Question

No. 8. The radius of the base and the height of a cylinder are 14 cm & 20 cm, respectively.
What is the volume of the cylinder?
No. 9. The ratio of the volumes of two cubes is 729:1331. What is the ratio of their total surface a​

Answer 1

Answer:

81:121 hope it helps you............

Answer 2

The  volume of the cylinder is $12,315.04\ cm^{3}$

The ratio of two cubes  total surface is $\frac{81}{121}$.

Step-by-step explanation:

Given:

The cylinder's the radius of the base and the height  are 14 cm & 20 cm, respectively.

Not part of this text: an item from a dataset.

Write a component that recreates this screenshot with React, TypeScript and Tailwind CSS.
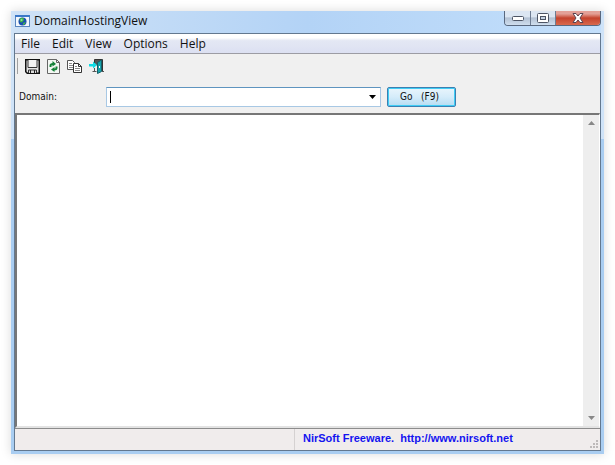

The ratio of the volumes of two cubes is 729:1331.

To Find:

The  volume of the cylinder.

The ratio of two cubes  total surface.

Formula Used:

The volume of the cylinder V $=\pi p^{2} q$   -------------- formula no.01.

Where,

p=the cylinder's the radius of the base

q=the cylinder's the height

Volume of cube  $=side^{3}$

$\frac{V1}{V2} =\frac{m^{3} }{n^{3} }$    ------------------- formula no.02.

V1= volume of  the first cube.

V2=volume of  the second cube.

m= side of the first cube.

n=side of the second  cube

Total surface area of the  cube $=6\ side^{2}$

$\frac{S1}{S2} =\frac{6m^{2} }{6n^{2} }$   ----------------- formula no.03

S1= total surface area of  the first cube.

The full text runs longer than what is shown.